Kapisa will instead experience a one-shot transition. Serious security problems there, coupled with the newly-elected French president François Hollande’s announcement of an early withdrawal of France’s ISAF contingent, are creating some nervousness inside and outside Afghanistan. Although there are precedents for this (Sarkozy’s electoral promise of withdrawing the contingent before the end of 2013), the new deadline set by Hollande for the end of this year will definitely be ahead of the collective timetable set by NATO and does not fit with the monitoring role that ISAF troops are supposed to play during the last year of their presence, 2014. It remains to be seen whether this decision will lead to diplomatic confrontation, or if the impasse will be overcome with the usual mixture of, on one hand, minimizing the impact of the decision and, on the other hand, including it in the narrative of a shared transition framework – maybe in exchange for a French promise to remain longer, at least in a training capacity (you can read a soothing commentary here).

The fact remains that the tiny, but central Kapisa province will require the best efforts of the Afghan government in terms of provision of security and good governance to prevent it from slipping further down the Afghan scale of stability and government control. Also, Kapisa and neighbouring Parwan province, which will also soon see its transition completed, are increasingly becoming vital for the Taleban strategy of effecting a virtual encirclement of Kabul – indeed a very virtual one, but still rather effective in impressing the global media and the population of the capital, too.

Other central areas will be included in this phase of the transition: three northern districts of Logar province and two of the most troublesome in Wardak. Surprisingly, a newcomer to enteqal, Baghlan province, will see some of its more problematic districts, at least in terms of insurgency, transitioned first. The same seems to hold true for Kunduz, whose only district not to be on the list is the relatively quiet Khanabad, where concerns are however created by conflicting ALP units and other militias (see a recent report on it or its refutation).

Farah province, recently visited by Ashraf Ghani, will also join the transition caravan with a fair choice of districts, in addition to the provincial centre. As another proof that the ALP/Special Forces behave quite independently from the transition framework, it is interesting to note how districts where ALP projects are already in place will not be part of the transition, while Bala Boluk, where such a project is about to start, will.

Further north-west, this phase will affect the remainder of already partly-transitioned Herat and Badghis provinces, except their most notorious districts of Shindand, Bala Murghab and Ghormach respectively.(4) Ghor province also keeps the pace of transition with some more areas on the new list, while retaining its problems of rival commanders and roaming bands of motorcycled, armed men of uncertain affiliation, increasingly bent on targeting NGOs and the (few) foreigners left. To conclude briefly, most of Badakhshan, Jowzjan and Fariab will also change hands in the next six months.

Among the positive signs of the recent announcements on enteqal, a new stress on good governance as a determinant asset for success in creating security must be mentioned (read here). However, it is also true that the shortages of the ANSF in terms of cadres and technology, after the conflict has been conducted in an ‘American Way’ for several years now, risk leaving them inadequately equipped to conduct operations in the more inaccessible areas.
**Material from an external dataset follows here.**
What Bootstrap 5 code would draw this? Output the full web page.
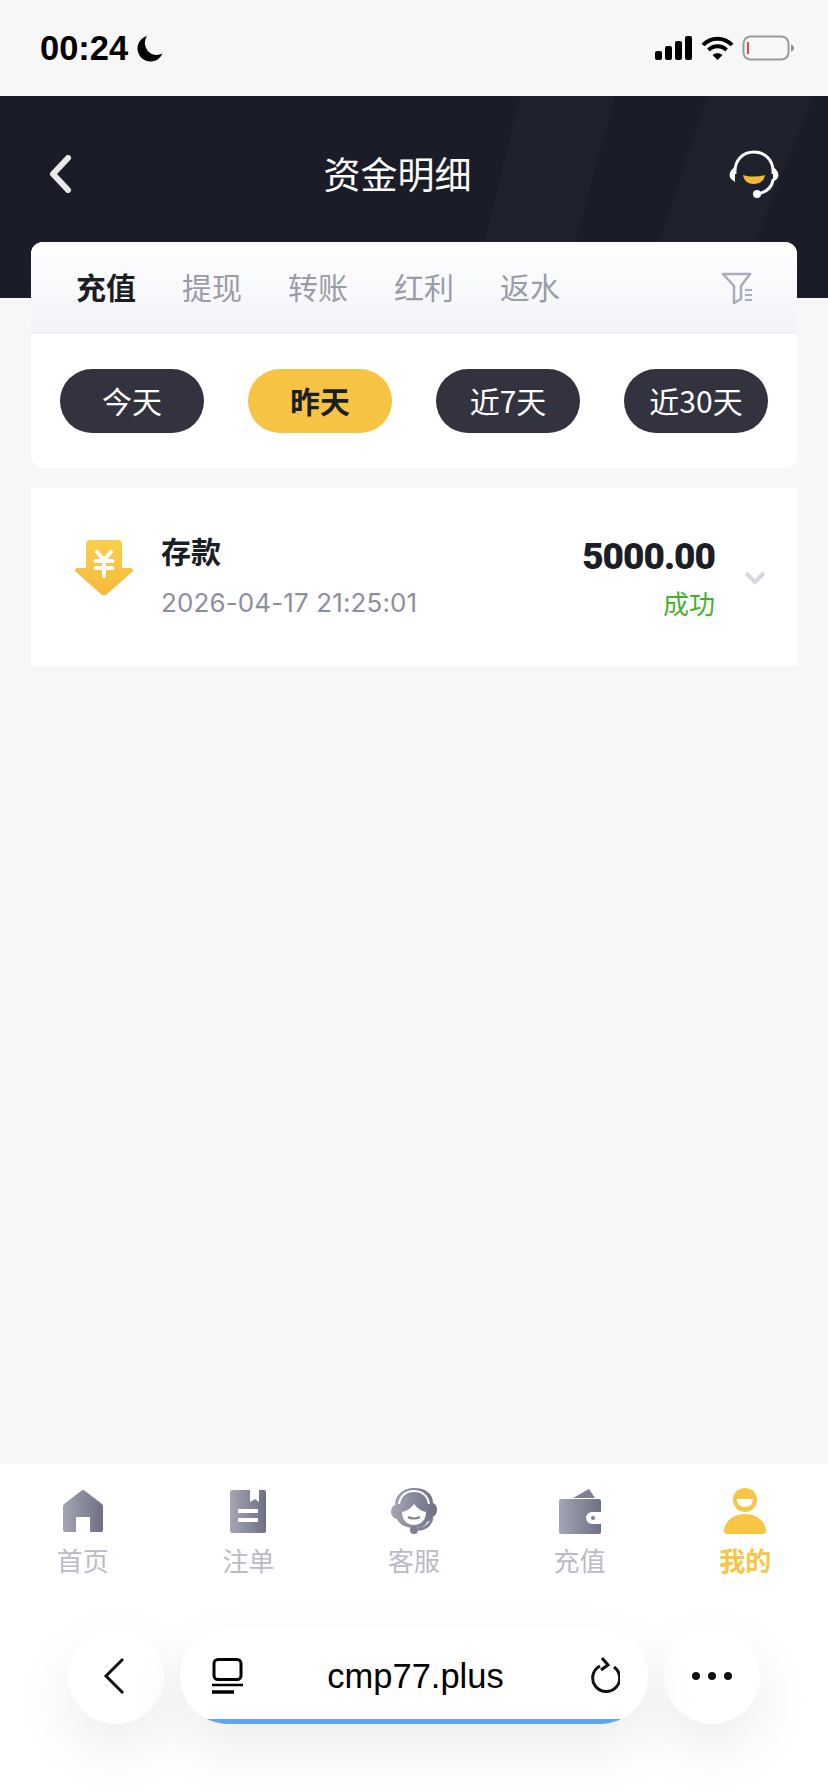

In fact the third phase of transition, as it has been announced, does not bode well for a number of rural districts which, by the mere fact of their not being considered strategic enough, risk being abandoned by any organised form of security forces and state presence. Of course, much will depend on developments taking place there in the next months, both on the side of the government and by the insurgency, but for some of them opportunities for critical improvement at present seem very small.
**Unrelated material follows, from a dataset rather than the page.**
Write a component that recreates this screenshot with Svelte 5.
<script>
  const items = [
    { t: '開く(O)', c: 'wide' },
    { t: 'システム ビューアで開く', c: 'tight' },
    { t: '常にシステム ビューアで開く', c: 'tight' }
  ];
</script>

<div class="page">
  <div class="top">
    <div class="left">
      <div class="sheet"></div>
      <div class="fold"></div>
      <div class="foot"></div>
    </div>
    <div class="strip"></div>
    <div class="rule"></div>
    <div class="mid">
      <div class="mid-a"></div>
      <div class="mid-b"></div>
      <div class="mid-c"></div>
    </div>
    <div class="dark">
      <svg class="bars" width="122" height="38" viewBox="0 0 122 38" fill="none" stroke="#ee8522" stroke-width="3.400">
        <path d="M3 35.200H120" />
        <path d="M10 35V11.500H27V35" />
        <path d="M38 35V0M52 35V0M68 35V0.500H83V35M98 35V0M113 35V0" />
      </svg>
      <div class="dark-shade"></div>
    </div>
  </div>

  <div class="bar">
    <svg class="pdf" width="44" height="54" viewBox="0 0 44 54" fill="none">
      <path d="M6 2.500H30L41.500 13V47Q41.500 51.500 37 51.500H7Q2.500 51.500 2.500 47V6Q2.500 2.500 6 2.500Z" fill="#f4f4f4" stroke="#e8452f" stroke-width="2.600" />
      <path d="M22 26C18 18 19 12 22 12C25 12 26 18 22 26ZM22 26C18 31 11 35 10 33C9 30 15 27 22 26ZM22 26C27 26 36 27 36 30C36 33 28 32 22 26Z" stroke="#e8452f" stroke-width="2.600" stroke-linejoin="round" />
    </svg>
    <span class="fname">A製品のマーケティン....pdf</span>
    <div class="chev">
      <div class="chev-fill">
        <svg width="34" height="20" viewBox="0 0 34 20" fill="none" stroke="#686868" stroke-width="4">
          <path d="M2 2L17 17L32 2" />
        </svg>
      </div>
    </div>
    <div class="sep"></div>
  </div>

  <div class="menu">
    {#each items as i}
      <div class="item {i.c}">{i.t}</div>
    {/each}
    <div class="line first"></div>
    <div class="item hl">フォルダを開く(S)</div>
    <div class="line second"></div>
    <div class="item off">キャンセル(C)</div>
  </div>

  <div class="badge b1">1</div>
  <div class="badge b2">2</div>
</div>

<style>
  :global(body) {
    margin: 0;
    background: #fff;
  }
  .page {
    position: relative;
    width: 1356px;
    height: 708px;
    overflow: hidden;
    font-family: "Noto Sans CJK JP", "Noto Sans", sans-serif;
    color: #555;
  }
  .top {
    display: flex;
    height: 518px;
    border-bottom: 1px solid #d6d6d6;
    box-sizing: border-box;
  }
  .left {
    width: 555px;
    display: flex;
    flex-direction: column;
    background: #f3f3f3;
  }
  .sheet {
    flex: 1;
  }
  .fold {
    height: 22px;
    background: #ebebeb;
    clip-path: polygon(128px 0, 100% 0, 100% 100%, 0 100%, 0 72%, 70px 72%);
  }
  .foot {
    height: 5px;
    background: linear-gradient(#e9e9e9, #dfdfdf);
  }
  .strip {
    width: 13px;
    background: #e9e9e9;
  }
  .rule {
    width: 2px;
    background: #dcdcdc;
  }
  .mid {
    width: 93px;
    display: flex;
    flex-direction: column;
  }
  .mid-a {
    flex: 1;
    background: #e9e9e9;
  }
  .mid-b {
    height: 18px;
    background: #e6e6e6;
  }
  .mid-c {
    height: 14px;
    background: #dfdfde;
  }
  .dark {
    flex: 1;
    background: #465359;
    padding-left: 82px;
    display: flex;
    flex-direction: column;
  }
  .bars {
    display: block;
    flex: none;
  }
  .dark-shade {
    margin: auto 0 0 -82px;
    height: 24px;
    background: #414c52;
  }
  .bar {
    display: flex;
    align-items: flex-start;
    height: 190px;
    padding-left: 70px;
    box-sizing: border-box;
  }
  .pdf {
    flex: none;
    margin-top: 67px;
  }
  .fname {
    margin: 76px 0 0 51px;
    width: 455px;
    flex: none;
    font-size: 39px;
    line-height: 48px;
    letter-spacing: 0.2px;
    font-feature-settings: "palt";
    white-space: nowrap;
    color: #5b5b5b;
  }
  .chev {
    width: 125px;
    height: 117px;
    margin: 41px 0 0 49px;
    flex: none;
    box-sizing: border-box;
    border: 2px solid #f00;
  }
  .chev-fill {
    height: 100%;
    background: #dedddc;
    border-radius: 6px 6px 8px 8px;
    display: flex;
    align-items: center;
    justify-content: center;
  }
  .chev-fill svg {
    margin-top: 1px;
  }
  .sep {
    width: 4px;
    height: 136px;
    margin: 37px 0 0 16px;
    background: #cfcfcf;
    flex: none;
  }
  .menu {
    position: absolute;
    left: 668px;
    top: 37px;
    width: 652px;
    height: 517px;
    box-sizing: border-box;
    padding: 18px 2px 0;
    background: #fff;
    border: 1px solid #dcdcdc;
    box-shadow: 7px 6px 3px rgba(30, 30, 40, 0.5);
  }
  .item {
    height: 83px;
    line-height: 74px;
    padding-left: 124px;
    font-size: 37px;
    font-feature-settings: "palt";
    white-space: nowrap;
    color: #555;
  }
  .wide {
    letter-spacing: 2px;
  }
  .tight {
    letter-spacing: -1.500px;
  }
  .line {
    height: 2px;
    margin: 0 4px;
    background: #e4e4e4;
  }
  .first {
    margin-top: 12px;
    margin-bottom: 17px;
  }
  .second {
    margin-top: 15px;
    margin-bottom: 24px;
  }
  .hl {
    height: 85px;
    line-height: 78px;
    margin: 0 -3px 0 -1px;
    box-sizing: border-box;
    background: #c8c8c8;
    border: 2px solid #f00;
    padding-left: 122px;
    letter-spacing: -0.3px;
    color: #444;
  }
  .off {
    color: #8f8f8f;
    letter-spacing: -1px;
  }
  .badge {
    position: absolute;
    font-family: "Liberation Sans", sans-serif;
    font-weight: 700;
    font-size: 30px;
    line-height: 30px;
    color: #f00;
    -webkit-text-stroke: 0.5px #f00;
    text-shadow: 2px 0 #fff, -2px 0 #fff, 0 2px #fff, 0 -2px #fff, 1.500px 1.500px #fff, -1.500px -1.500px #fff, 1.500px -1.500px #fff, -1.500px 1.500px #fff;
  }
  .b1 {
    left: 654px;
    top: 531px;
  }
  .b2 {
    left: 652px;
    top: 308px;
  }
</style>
By contrast, the decision to transition all provincial capitals, that sounds like a bold one creates the possibility for a potentially positive, although risky, development. The so-called new tactics announced by insurgents earlier this month seem to rely very much on high-profile attacks on urban locations: Kabul and other provincial capitals. Their use of numerous commando squads and their ‘pitched battle’ approach defy established definitions of terrorist warfare and create much more sensation in the media. The ANSF may have a hard time repelling these attacks, especially in under-resourced provinces, but when they manage to do so, increasingly without massive ISAF support, it can also mean a bonus in term of morale and public appreciation – as recently happened after the April 15 attacks in Kabul – and conversely mark a defeat in terms of propaganda for the insurgents.

(1) Susanne Schmeidl, of the locally well-networked The Liaison Office, recently told The Australian that only around half of the province is under government control (read here), and much of it is rather precarious (read also her blog for AAN at the time of Matiullah’s appointment).

(2) Recently, the Taleban shadow governor for Kunar, a senior local Salafi figure, has been reportedly replaced by the Taleban leadership in Pakistan with an outsider, a commander from Loya Paktia with links to the Haqqanis. The purpose of the change, which was allegedly opposed by many local Taleban, would have been to push the latter to a renewed, more aggressive attitude against the ANSF in the area.

(3) Not only the location of the speech, but Crocker’s very invitation to ‘thoroughly study the strategic deal and stop supporting insurgents’ makes more sense in a Pakistani context than an Iranian one. Last winter, before the sudden halt to talks made by the Taleban, both the US administration and the Afghan government appeared hopeful of having achieved unprecedented degrees of acceptance for a political arrangement by their Pakistani counterparts.

(4) A notorious ex-mujahed and insurgent commander by the fascinating nom de guerre of Abdullah Charsi (‘the hashish-smoker’) who was till recently busy creating troubles in Pashtun Zarghun district of Herat, especially by harassing truck convoys (he had run a transport company himself in better times), has apparently been persuaded to accept a high rank in the Afghan army. He is now happily deployed in Farah province where he devotedly serves the country.